Differences between test cases are minimal:

the first test case uses a default profile for which I keep 2 last inactive versions
the second test case uses a non-default profile for which I don’t want to maintain version history

Test cases have minor differences, marked in red. Sequential coupling marked in green

To check rather simple conditional logic (keep 2 versions for a default profile, delete old versions for a non-default one) I have to repeat almost identical setup and verification steps.

Sequential cohesion

Sequential cohesion exists when a routine contains operations that must be per- formed in a specific order, that share data from step to step, and that don’t make up a complete function when done together.
Code Complete. 2nd ed., p. 168

There are two cases of sequential cohesion in my code:

Score deletion must happen before and after the recalculation and the new version activation. Mockito InOrder verification evidences that. If I changed the order of calls to collaborators, the service wouldn’t delete old versions correctly.
persister and versioner deleteInactive methods must be called together, and first I have to delete scores, then versions.

Repeated method signatures

ScorePersister and ScoreVersioner have the same API, they are called with the same arguments, and they perform a side effect (i.e. both have the same method signatures):

void deleteInactive(String profileId, int inactiveScoresToKeep)

Placement of responsibilities

Is persistence and version switching related to deletion? Should ScorePersister and ScoreVersionerbe responsible for deleting the score deletion?
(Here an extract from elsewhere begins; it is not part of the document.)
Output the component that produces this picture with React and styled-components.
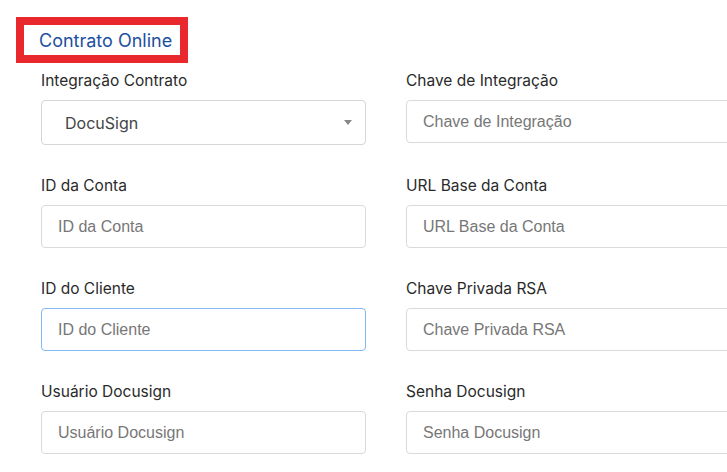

Or should it be a responsibility of an independent component?

How can I remove those smells?

I have duplication in my test, so my instinctive action is to change the test to DRY my code.

Introduce test helpers

I can extract repeated setup and verification code to test helper methods:

This solution makes the test worse as it was before. It goes against the high-level testing goal of “test as documentation”. To understand how the tested system reacts to the inputs, and how it collaborates with its peers, I have to jump between the test case and the setup/verification methods. Helper method names are quite meaningless and they don’t increase my understanding of the tested service.

Broadly speaking, I’m increasing accidental test complexity which I define as:

Any unnecessary burden introduced by us that makes it hard to understand how the production code works only by looking at the test and grasping it quickly, without heavy inside-of-your-head parsing and mental model generation.

Parameterized test

Remove test duplication converting two test cases into one parameterized test case (in my case with JUnit 5 @ParameterizedTest).

This solution looks elegant on the surface and may make you feel good about removing the duplication. But it does you a disservice — it removes the effect of the underlying issues (test duplication) but not the cause (code smells).

Both test refactoring squash duplicated test cases but they don’t fix the root cause sitting there in the production code. They are like doing superficial house repairs when the building structure is rotten. Next two sections I’ll present two ideas about strengthening the code foundations.

Extract class

Profile and version deletion seems to be cohesive enough to justify a separate collaborator. Moreover, I needed to write two test cases to verify the logic involved in the deletion.

Let’s try to merge the persister and versioner deletion plus the logic about deciding how many versions to wipe out into a new ScoreCleaner. I’m going to introduce first a test double to design the the contract with the mock. If I like the contract, I can proceed with the test-first implementation of the collaborator. If I’m not convinced yet I can revert the code. ScoreCleaner mock helps me to reach cheaply a design decision (it could be even more cheaper by performing this experiment with java.util.function.Consumer or a function type in a language that supports it ((String) → Unit in Kotlin).

With this redesign, I reduced sequential coupling inside CalculateScoreService of the deletion steps (in other words, I isolated it in a separate class).

Introduce template method

I’d like to ensure that deletion happens before and after score calculation. Although I expressed this requirement with the test, I could enforce it in the production code by splitting the workflow in two parts:

outer shell performing the cleanup
inner core orchestrating the actual calculation

There is already a design pattern for this — template method:

Define the skeleton of an algorithm in an operation, deferring some steps to subclasses. Template Method lets subclasses redefine certain steps of an algorithm without changing the algorithm’s structure.
Design Patterns: Elements of Reusable Object-Oriented Software, p. 325

I’d apply it in a modern form — instead of inheritance, I’ll pass the algorithm step as a lambda function that will be executed by the skeleton.

Recap

I started from a working code that you saw through the test mirror. The test highlighted a couple of issues with the production behaviour: duplication and sequential cohesion. It helped me to reflect on the placement of responsibilities — which component should take care of the deletion.

Then, I showed how to remove those smells — on the surface, by only extracting test helpers or parameterising the test, and at their roots — by shifting responsibilities and applying design patterns. The final design is quite neat — one short test case with less mock verification.

There is a final question — do I have act upon the test feedback immediately? No, you don’t. You may know that there are new requirements coming so it’s more reasonable to postpone design decisions. Your solution may a probe to check if it works at scale in a non-local environment. After getting some measurements you’ll either accept the solution and iterate on it, or you’ll abandon it (and hopefully remove the code). If you decide not to act, at least you know that there is amber light flashing from then test reminding you to take an action.